>> Begin

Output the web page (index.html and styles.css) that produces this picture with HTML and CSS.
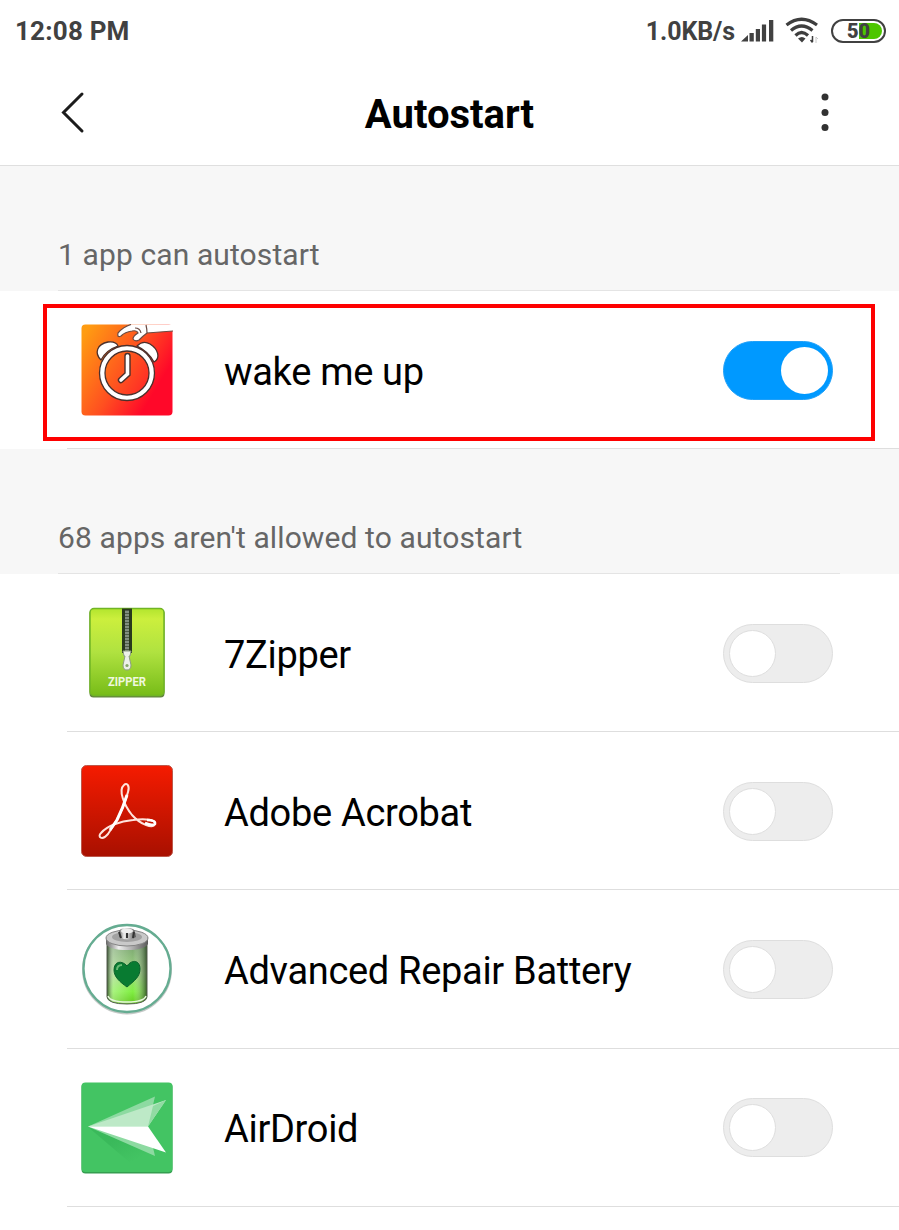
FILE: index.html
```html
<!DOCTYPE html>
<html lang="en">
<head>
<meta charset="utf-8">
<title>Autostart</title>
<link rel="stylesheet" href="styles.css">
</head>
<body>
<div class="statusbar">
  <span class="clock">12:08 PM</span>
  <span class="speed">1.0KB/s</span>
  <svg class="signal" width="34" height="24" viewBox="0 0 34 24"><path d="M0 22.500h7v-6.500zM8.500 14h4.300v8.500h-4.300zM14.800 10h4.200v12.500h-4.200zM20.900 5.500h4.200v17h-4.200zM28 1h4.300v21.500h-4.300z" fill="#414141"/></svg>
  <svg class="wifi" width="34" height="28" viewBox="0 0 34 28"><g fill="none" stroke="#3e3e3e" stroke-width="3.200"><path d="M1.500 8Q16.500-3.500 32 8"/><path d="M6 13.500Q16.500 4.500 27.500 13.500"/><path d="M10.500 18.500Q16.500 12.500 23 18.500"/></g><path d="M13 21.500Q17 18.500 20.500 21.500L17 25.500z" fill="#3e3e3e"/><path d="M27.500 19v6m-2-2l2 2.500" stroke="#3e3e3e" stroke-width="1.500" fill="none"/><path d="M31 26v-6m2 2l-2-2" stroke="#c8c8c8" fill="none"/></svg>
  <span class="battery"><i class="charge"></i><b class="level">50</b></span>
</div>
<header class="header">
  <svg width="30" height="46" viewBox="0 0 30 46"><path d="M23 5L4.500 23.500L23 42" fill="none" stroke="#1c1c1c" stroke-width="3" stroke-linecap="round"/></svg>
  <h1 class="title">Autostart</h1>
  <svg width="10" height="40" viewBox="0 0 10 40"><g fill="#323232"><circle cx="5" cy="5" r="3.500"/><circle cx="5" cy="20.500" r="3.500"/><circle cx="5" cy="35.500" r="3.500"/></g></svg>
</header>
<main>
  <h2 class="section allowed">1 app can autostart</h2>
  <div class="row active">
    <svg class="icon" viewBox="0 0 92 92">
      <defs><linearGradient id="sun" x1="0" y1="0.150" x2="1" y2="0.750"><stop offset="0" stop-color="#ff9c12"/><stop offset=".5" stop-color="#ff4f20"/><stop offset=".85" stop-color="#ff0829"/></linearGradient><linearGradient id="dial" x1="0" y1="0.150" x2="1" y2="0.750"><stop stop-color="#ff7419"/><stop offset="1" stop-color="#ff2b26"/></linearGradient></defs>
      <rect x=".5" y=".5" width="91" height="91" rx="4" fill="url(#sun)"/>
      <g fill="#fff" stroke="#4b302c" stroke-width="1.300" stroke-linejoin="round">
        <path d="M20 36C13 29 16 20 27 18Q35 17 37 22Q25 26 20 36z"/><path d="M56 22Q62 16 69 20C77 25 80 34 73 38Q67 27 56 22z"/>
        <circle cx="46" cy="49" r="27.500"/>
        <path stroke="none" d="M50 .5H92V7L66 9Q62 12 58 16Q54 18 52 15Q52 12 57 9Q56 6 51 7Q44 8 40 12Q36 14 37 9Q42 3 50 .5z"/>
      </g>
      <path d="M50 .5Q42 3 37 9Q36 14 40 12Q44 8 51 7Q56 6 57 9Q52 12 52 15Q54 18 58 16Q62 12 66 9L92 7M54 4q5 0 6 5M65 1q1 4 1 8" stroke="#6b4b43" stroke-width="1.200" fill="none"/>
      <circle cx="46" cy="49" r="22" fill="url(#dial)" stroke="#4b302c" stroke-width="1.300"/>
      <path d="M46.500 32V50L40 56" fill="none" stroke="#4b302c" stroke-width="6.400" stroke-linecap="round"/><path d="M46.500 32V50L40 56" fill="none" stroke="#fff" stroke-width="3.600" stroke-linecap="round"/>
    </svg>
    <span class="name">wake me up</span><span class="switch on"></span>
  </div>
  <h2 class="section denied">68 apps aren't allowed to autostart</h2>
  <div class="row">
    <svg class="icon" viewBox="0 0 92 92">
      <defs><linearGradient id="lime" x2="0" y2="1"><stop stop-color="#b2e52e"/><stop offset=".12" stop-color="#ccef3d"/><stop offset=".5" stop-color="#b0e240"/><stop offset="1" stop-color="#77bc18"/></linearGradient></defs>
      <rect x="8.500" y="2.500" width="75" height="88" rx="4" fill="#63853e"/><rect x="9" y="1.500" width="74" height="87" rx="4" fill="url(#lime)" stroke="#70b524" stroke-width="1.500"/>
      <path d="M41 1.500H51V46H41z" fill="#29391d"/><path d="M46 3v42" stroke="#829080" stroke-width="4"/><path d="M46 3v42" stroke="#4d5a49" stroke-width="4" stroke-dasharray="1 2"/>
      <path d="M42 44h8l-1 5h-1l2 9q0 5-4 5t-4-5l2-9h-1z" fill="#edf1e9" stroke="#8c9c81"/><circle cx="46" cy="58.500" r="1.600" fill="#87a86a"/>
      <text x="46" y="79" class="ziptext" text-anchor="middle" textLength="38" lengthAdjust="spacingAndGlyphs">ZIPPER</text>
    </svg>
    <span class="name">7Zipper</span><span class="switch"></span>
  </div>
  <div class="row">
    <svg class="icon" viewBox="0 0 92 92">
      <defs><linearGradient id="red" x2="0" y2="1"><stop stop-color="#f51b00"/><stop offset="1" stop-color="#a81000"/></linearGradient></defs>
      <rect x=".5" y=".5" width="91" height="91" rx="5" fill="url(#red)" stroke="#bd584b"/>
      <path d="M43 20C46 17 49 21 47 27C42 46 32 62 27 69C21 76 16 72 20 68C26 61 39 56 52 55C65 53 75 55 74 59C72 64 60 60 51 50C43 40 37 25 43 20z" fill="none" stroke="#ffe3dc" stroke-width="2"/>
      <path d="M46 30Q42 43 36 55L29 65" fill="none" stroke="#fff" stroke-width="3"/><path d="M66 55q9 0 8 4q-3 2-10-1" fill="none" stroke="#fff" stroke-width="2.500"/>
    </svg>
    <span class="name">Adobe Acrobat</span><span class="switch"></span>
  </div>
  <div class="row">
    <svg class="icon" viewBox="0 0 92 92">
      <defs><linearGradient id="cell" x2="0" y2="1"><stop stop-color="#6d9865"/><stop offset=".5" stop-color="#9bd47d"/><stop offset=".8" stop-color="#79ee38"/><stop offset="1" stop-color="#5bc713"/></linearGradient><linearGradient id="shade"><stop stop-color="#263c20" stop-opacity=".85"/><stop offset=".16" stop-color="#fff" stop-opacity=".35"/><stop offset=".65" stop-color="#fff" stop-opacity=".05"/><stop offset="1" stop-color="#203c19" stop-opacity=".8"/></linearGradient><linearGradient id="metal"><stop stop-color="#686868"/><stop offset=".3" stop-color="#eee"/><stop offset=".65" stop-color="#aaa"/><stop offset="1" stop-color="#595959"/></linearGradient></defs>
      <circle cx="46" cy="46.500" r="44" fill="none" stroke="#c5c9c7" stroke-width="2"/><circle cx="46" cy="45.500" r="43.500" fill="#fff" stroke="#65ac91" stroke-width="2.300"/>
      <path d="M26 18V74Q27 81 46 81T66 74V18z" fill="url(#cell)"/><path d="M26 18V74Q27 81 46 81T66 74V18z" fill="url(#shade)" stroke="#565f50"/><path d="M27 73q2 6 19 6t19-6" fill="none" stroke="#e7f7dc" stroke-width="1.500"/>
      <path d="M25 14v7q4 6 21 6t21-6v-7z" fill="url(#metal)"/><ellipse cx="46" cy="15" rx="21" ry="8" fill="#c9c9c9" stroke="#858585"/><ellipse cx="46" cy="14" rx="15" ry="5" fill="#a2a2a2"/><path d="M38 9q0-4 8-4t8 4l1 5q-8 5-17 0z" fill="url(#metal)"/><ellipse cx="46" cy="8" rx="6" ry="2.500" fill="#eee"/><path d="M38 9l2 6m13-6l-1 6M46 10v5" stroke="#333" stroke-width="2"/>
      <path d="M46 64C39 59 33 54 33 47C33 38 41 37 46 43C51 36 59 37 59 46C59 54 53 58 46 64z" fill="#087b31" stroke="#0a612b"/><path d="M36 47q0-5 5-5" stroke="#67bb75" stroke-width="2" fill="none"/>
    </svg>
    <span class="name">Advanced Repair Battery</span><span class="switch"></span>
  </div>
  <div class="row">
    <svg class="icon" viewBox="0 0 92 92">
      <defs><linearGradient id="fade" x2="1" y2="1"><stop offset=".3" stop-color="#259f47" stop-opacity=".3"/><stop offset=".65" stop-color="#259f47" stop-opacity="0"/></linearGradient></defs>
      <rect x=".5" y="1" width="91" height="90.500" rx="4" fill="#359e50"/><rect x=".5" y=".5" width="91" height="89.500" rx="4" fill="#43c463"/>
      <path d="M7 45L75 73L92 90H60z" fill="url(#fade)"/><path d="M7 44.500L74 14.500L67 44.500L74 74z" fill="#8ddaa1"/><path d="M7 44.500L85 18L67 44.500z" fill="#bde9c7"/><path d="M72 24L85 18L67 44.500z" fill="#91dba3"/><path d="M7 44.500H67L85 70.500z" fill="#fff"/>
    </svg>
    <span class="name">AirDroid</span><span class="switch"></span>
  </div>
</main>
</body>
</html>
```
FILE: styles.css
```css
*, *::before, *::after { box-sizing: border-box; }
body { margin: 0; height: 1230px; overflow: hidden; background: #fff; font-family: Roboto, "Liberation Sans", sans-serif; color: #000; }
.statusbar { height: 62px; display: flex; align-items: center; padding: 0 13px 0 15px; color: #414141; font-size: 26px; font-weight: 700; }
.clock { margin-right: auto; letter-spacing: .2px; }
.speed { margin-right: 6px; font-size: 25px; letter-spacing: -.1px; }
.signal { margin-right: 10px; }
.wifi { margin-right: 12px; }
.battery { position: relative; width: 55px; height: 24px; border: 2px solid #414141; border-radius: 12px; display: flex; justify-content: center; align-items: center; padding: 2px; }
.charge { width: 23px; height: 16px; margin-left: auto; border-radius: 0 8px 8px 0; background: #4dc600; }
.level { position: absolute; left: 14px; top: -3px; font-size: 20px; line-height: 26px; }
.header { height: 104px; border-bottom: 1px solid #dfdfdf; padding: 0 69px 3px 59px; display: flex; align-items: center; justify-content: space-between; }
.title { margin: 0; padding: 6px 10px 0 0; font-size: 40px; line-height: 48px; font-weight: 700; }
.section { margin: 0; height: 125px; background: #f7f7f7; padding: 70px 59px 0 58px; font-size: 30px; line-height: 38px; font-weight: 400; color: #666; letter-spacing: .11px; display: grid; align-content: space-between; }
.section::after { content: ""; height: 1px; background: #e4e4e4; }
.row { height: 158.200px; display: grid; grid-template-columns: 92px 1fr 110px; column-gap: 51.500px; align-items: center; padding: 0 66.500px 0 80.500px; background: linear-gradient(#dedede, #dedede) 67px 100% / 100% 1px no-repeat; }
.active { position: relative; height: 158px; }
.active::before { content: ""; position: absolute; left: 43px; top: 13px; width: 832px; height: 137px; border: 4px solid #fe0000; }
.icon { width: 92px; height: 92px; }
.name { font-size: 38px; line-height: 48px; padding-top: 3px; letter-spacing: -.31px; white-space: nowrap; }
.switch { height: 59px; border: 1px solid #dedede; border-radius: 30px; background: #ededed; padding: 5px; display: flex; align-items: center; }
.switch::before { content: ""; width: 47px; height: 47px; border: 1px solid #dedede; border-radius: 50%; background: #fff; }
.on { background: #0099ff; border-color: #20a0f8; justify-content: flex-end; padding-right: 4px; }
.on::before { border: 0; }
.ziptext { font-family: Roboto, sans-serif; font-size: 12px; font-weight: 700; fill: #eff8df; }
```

>> End

#### Exercise prompt
Write out every line of the preceding listing that contains "styles".

#### Response to the exercise
Output the web page (index.html and styles.css) that produces this picture with HTML and CSS.
<link rel="stylesheet" href="styles.css">
FILE: styles.css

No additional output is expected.